Omit any picture, and return the remaining data exactly as written.

►

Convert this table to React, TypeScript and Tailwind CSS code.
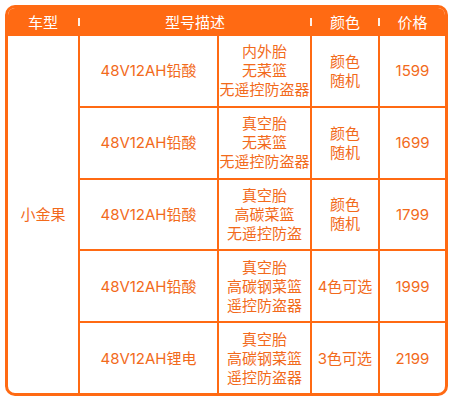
const ORANGE = 'border-[#ff6a13]'

type Row = { model: string; desc: string[]; color: string[]; price: string }

const ROWS: Row[] = [
  { model: '48V12AH铅酸', desc: ['内外胎', '无菜篮', '无遥控防盗器'], color: ['颜色', '随机'], price: '1599' },
  { model: '48V12AH铅酸', desc: ['真空胎', '无菜篮', '无遥控防盗器'], color: ['颜色', '随机'], price: '1699' },
  { model: '48V12AH铅酸', desc: ['真空胎', '高碳菜篮', '无遥控防盗'], color: ['颜色', '随机'], price: '1799' },
  { model: '48V12AH铅酸', desc: ['真空胎', '高碳钢菜篮', '遥控防盗器'], color: ['4色可选'], price: '1999' },
  { model: '48V12AH锂电', desc: ['真空胎', '高碳钢菜篮', '遥控防盗器'], color: ['3色可选'], price: '2199' },
]

function HeaderSep() {
  return (
    <div className="w-[2px] shrink-0 flex justify-center">
      <div className="w-[1.5px] h-[8px] bg-white/90" />
    </div>
  )
}

export default function App() {
  return (
    <div className="w-[459px] h-[403px] bg-white pt-[5px] pl-[5px]" style={{ fontFamily: 'Inter, "Noto Sans CJK SC", sans-serif' }}>
      <div className={`w-[443px] h-[391px] border-[3px] ${ORANGE} rounded-[10px] overflow-hidden flex flex-col text-[15px] leading-[19px] text-[#f26a1b]`}>
        {/* header */}
        <div className="h-[28px] shrink-0 bg-[#ff6a13] text-white flex items-center">
          <div className="w-[70px] shrink-0 text-center">车型</div>
          <HeaderSep />
          <div className="w-[230px] shrink-0 text-center">型号描述</div>
          <HeaderSep />
          <div className="w-[66px] shrink-0 text-center">颜色</div>
          <HeaderSep />
          <div className="flex-1 text-center">价格</div>
        </div>

        {/* body */}
        <div className="flex-1 flex">
          <div className={`w-[72px] shrink-0 border-r-2 ${ORANGE} flex items-center justify-center`}>小金果</div>
          <div className="flex-1 flex flex-col">
            {ROWS.map((r, i) => (
              <div key={i} className={`flex-1 flex ${i < ROWS.length - 1 ? `border-b-2 ${ORANGE}` : ''}`}>
                <div className={`w-[139px] shrink-0 border-r-2 ${ORANGE} flex items-center justify-center`}>{r.model}</div>
                <div className={`w-[93px] shrink-0 border-r-2 ${ORANGE} flex flex-col items-center justify-center text-center`}>
                  {r.desc.map((d) => <div key={d} className="whitespace-nowrap">{d}</div>)}
                </div>
                <div className={`w-[68px] shrink-0 border-r-2 ${ORANGE} flex flex-col items-center justify-center`}>
                  {r.color.map((c) => <div key={c} className="whitespace-nowrap">{c}</div>)}
                </div>
                <div className="flex-1 flex items-center justify-center">{r.price}</div>
              </div>
            ))}
          </div>
        </div>
      </div>
    </div>
  )
}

◄

**TASK SOLUTION:**
Convert this table to React, TypeScript and Tailwind CSS code.
const ORANGE = 'border-[#ff6a13]'

type Row = { model: string; desc: string[]; color: string[]; price: string }

const ROWS: Row[] = [
  { model: '48V12AH铅酸', desc: ['内外胎', '无菜篮', '无遥控防盗器'], color: ['颜色', '随机'], price: '1599' },
  { model: '48V12AH铅酸', desc: ['真空胎', '无菜篮', '无遥控防盗器'], color: ['颜色', '随机'], price: '1699' },
  { model: '48V12AH铅酸', desc: ['真空胎', '高碳菜篮', '无遥控防盗'], color: ['颜色', '随机'], price: '1799' },
  { model: '48V12AH铅酸', desc: ['真空胎', '高碳钢菜篮', '遥控防盗器'], color: ['4色可选'], price: '1999' },
  { model: '48V12AH锂电', desc: ['真空胎', '高碳钢菜篮', '遥控防盗器'], color: ['3色可选'], price: '2199' },
]

function HeaderSep() {
  return (
    <div className="w-[2px] shrink-0 flex justify-center">
      <div className="w-[1.5px] h-[8px] bg-white/90" />
    </div>
  )
}

export default function App() {
  return (
    <div className="w-[459px] h-[403px] bg-white pt-[5px] pl-[5px]" style={{ fontFamily: 'Inter, "Noto Sans CJK SC", sans-serif' }}>
      <div className={`w-[443px] h-[391px] border-[3px] ${ORANGE} rounded-[10px] overflow-hidden flex flex-col text-[15px] leading-[19px] text-[#f26a1b]`}>
        {/* header */}
        <div className="h-[28px] shrink-0 bg-[#ff6a13] text-white flex items-center">
          <div className="w-[70px] shrink-0 text-center">车型</div>
          <HeaderSep />
          <div className="w-[230px] shrink-0 text-center">型号描述</div>
          <HeaderSep />
          <div className="w-[66px] shrink-0 text-center">颜色</div>
          <HeaderSep />
          <div className="flex-1 text-center">价格</div>
        </div>

        {/* body */}
        <div className="flex-1 flex">
          <div className={`w-[72px] shrink-0 border-r-2 ${ORANGE} flex items-center justify-center`}>小金果</div>
          <div className="flex-1 flex flex-col">
            {ROWS.map((r, i) => (
              <div key={i} className={`flex-1 flex ${i < ROWS.length - 1 ? `border-b-2 ${ORANGE}` : ''}`}>
                <div className={`w-[139px] shrink-0 border-r-2 ${ORANGE} flex items-center justify-center`}>{r.model}</div>
                <div className={`w-[93px] shrink-0 border-r-2 ${ORANGE} flex flex-col items-center justify-center text-center`}>
                  {r.desc.map((d) => <div key={d} className="whitespace-nowrap">{d}</div>)}
                </div>
                <div className={`w-[68px] shrink-0 border-r-2 ${ORANGE} flex flex-col items-center justify-center`}>
                  {r.color.map((c) => <div key={c} className="whitespace-nowrap">{c}</div>)}
                </div>
                <div className="flex-1 flex items-center justify-center">{r.price}</div>
              </div>
            ))}
          </div>
        </div>
      </div>
    </div>
  )
}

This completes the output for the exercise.